Below is a listing to transcribe in full and exactly; keep the pictures out.
::::::
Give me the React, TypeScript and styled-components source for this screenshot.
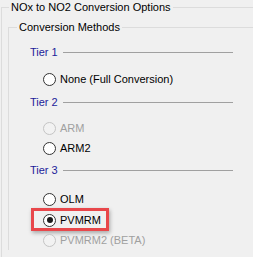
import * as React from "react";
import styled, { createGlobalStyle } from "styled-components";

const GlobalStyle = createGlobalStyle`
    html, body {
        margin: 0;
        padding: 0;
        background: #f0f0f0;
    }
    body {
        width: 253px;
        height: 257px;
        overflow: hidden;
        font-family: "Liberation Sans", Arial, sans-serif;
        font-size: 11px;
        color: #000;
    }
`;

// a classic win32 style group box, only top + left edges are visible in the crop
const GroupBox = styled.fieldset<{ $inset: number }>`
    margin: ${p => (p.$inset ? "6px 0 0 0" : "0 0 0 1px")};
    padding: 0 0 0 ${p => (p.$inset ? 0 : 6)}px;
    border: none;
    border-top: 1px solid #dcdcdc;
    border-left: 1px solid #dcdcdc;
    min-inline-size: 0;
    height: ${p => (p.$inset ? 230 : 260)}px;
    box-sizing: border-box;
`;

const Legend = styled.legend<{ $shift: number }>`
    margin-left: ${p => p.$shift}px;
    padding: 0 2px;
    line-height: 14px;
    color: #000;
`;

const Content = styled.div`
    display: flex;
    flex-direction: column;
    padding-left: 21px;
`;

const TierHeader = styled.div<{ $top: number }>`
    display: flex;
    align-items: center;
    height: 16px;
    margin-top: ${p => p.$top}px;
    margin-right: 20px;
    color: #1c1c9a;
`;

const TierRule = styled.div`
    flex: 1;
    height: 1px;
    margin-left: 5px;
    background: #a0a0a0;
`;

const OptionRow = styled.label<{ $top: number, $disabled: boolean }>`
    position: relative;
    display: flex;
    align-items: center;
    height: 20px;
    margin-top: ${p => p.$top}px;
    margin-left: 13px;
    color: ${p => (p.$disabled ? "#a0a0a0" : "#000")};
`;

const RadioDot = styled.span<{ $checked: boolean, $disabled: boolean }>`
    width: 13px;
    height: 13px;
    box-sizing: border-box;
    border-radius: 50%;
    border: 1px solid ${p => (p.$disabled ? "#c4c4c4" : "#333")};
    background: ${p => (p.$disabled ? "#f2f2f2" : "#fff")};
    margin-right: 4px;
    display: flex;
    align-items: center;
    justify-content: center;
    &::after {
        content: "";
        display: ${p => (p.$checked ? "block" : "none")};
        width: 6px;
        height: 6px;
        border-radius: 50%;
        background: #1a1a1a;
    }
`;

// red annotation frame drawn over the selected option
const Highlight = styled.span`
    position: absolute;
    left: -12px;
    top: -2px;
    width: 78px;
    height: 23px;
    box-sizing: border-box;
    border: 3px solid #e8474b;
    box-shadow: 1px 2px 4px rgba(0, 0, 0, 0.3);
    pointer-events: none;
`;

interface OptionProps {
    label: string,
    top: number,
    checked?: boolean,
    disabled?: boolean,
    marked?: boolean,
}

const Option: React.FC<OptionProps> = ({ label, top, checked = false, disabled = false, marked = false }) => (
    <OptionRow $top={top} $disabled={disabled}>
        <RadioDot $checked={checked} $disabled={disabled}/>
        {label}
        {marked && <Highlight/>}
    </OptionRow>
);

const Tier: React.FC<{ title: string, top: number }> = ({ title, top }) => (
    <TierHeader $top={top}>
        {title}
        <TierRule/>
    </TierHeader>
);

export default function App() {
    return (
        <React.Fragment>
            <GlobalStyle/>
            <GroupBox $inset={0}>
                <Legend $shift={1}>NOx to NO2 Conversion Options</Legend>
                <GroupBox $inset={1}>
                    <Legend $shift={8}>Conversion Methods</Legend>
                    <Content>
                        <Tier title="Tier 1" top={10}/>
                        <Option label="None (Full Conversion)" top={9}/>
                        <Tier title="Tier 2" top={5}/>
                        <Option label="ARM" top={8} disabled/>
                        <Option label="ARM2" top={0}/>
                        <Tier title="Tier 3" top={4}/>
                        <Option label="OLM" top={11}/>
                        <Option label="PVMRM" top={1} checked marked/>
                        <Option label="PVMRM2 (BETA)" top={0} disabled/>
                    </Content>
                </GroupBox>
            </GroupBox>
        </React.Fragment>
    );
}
::::::
Exercise response →
Give me the React, TypeScript and styled-components source for this screenshot.
import * as React from "react";
import styled, { createGlobalStyle } from "styled-components";

const GlobalStyle = createGlobalStyle`
    html, body {
        margin: 0;
        padding: 0;
        background: #f0f0f0;
    }
    body {
        width: 253px;
        height: 257px;
        overflow: hidden;
        font-family: "Liberation Sans", Arial, sans-serif;
        font-size: 11px;
        color: #000;
    }
`;

// a classic win32 style group box, only top + left edges are visible in the crop
const GroupBox = styled.fieldset<{ $inset: number }>`
    margin: ${p => (p.$inset ? "6px 0 0 0" : "0 0 0 1px")};
    padding: 0 0 0 ${p => (p.$inset ? 0 : 6)}px;
    border: none;
    border-top: 1px solid #dcdcdc;
    border-left: 1px solid #dcdcdc;
    min-inline-size: 0;
    height: ${p => (p.$inset ? 230 : 260)}px;
    box-sizing: border-box;
`;

const Legend = styled.legend<{ $shift: number }>`
    margin-left: ${p => p.$shift}px;
    padding: 0 2px;
    line-height: 14px;
    color: #000;
`;

const Content = styled.div`
    display: flex;
    flex-direction: column;
    padding-left: 21px;
`;

const TierHeader = styled.div<{ $top: number }>`
    display: flex;
    align-items: center;
    height: 16px;
    margin-top: ${p => p.$top}px;
    margin-right: 20px;
    color: #1c1c9a;
`;

const TierRule = styled.div`
    flex: 1;
    height: 1px;
    margin-left: 5px;
    background: #a0a0a0;
`;

const OptionRow = styled.label<{ $top: number, $disabled: boolean }>`
    position: relative;
    display: flex;
    align-items: center;
    height: 20px;
    margin-top: ${p => p.$top}px;
    margin-left: 13px;
    color: ${p => (p.$disabled ? "#a0a0a0" : "#000")};
`;

const RadioDot = styled.span<{ $checked: boolean, $disabled: boolean }>`
    width: 13px;
    height: 13px;
    box-sizing: border-box;
    border-radius: 50%;
    border: 1px solid ${p => (p.$disabled ? "#c4c4c4" : "#333")};
    background: ${p => (p.$disabled ? "#f2f2f2" : "#fff")};
    margin-right: 4px;
    display: flex;
    align-items: center;
    justify-content: center;
    &::after {
        content: "";
        display: ${p => (p.$checked ? "block" : "none")};
        width: 6px;
        height: 6px;
        border-radius: 50%;
        background: #1a1a1a;
    }
`;

// red annotation frame drawn over the selected option
const Highlight = styled.span`
    position: absolute;
    left: -12px;
    top: -2px;
    width: 78px;
    height: 23px;
    box-sizing: border-box;
    border: 3px solid #e8474b;
    box-shadow: 1px 2px 4px rgba(0, 0, 0, 0.3);
    pointer-events: none;
`;

interface OptionProps {
    label: string,
    top: number,
    checked?: boolean,
    disabled?: boolean,
    marked?: boolean,
}

const Option: React.FC<OptionProps> = ({ label, top, checked = false, disabled = false, marked = false }) => (
    <OptionRow $top={top} $disabled={disabled}>
        <RadioDot $checked={checked} $disabled={disabled}/>
        {label}
        {marked && <Highlight/>}
    </OptionRow>
);

const Tier: React.FC<{ title: string, top: number }> = ({ title, top }) => (
    <TierHeader $top={top}>
        {title}
        <TierRule/>
    </TierHeader>
);

export default function App() {
    return (
        <React.Fragment>
            <GlobalStyle/>
            <GroupBox $inset={0}>
                <Legend $shift={1}>NOx to NO2 Conversion Options</Legend>
                <GroupBox $inset={1}>
                    <Legend $shift={8}>Conversion Methods</Legend>
                    <Content>
                        <Tier title="Tier 1" top={10}/>
                        <Option label="None (Full Conversion)" top={9}/>
                        <Tier title="Tier 2" top={5}/>
                        <Option label="ARM" top={8} disabled/>
                        <Option label="ARM2" top={0}/>
                        <Tier title="Tier 3" top={4}/>
                        <Option label="OLM" top={11}/>
                        <Option label="PVMRM" top={1} checked marked/>
                        <Option label="PVMRM2 (BETA)" top={0} disabled/>
                    </Content>
                </GroupBox>
            </GroupBox>
        </React.Fragment>
    );
}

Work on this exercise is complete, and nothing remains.